Сантра поднялась и скорым шагом, почти бегом направилась в сторону лагеря.
— Линта, давай договоримся, — предложил Тед, когда Сантра скрылась за деревьями. — Я уйду и никому никогда не скажу о том, что здесь произошло, а вы занимайтесь детьми. Я ведь могу взять и пристрелить тебя. Ребенок погибнет, а ты провалишь задание.
— Это исключено.

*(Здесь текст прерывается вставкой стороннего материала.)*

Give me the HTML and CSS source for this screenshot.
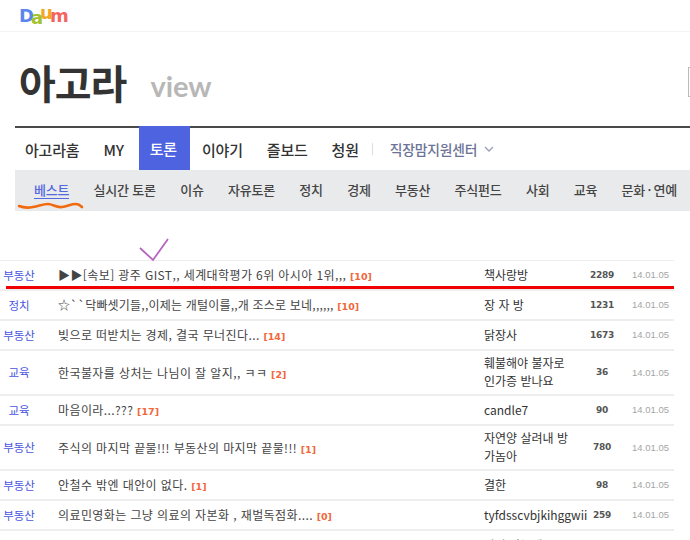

В перечне моих задач ликвидация лиц, знающих, кто мы в действительности, является приоритетной, поскольку возможное информирование ими третьих лиц ставит под угрозу достижение более значимых целей.
— Ну, и дура… Идиотка!
Теду хотелось извергнуть на нее все бесчисленные ругательства и проклятия человеческого языка, извалять ее в словесной грязи и помоях, но от этого было бы не больше толку, чем если бы он плюнул в Солнце.
Тед перебросил жердину на противоположную сторону и в нерешительности замялся на краю обрыва, ожидая, что будет делать Линта. Та безучастно наблюдала за ним, не предпринимая никаких действий.
«Если я сейчас полезу на ту сторону, она просто столкнет мыском бревно, а я даже не успею вытащить пистолет. Да и куда ей надо попасть, чтобы вывести ее из строя? Как же глупо вот так умереть! К сожалению, глупая смерть приходит не только за глупцами».
Тед в растерянности присел на корточки, с силой впившись в неряшливые лохмы волос, словно надеялся, что вместе с волосами сумеет вырвать из головы и спасительную идею. Но идей не было…
— Ну, почему, почему все должно закончиться именно так — или я, или они? — Тед украдкой зарыдал, глотая не полностью истраченные на сновидения слезы.
Слезы охотно струились из глаз, словно весенние соки из израненной коры надеявшегося воспрянуть после временной зимней смерти, но погибающего по чужой воле дерева.
Появилась Сантра. В руках у нее были канистра и жестяная кружка. Она наполнила кружку водой и, плотно обернув ее в целлофановый пакет, метнула Теду. Он выпил воду мелкими глотками, подолгу полоща сладкой влагой полость рта. Вслед за кружкой Сантра бросила ему и саму канистру. Теперь он уже жадно припал к ней, а напившись — с наслаждением умылся, тщательно втирая в кожу не спешащие стекать капли.
— Спасибо! — примирительно крикнул он андроидам.
Те лишь внимательно, но молча смотрели на него, будто он был персонажем немого кино, голос которого они не улавливали.
«Ясно, — заключил Тед, — у них фильтры на эмоциональные всплески жертвы. А хоть бы и не фильтры — откуда им знать, что такое благодарность? Как они могут понять, что жертва может быть благодарна своему палачу? Мы создали думающие машины, а надо было — чувствующие!»
Но что же было делать? Не сидеть же здесь до скончания времен? Нужно драться! Но… убьет он Линту с Сантрой — так ведь есть еще тот, пятый, Классэн. А сколько их здесь еще?
«Нет, — Тед сник, — все равно они до меня доберутся. А даже если и не доберутся — что будет у меня за жизнь? Прятаться в этих скалах до самой старости? А о детях позаботятся…»
— Дети… У меня есть дети! — с радостно-глупой улыбкой рассмеялся он.
Андроиды, что-то обсуждавшие между собой вполголоса, напряженно повернулись к нему, вероятно, ожидая от него каких-то активных действий, но Тед лишь вскинул ладонь и дружески улыбнулся. Он больше не ненавидел их. Они были просто частью декораций последних недель его жизни. Как эти горы, которые точно так же могли его убить, которые точно так же стремились его убить, подкарауливая его любой неосторожный шаг, чтобы кувыркнуть его вверх тормашками в пропасть или прихлопнуть сверху куском скалы.
Если за что Тед и держался на этом свете, так это за свою жизнь — ничего больше у него не было. И только сейчас, когда жизнь была единственным, что у него осталось, он осознал, что прожил ее зря. Хотя нет, постойте — он осознал это раньше… Да-да, помнится, в канун сорокалетия он уже пусть и смутно, но чувствовал это. Недаром на вопрос коллеги: «Ну, ты свой день варенья отмечать будешь?» — он ответил: «А разве есть что отмечать?»
— Сорок лет — все-таки срок… — недоумевающе отозвался коллега.
— Это ты правильно подметил, — согласился Тед. — Это не праздник. Это отмотанный срок.
Он уже тогда чувствовал неудовлетворенность. Но это не была неудовлетворенность тем, что ему недоставало вещей или развлечений. Их-то как раз было столько, что его мир оказался перенасыщен ими, а места для чего-то стоящего и значимого уже не оставалось. Чувствовать-то он чувствовал, но запрещал себе в том признаться.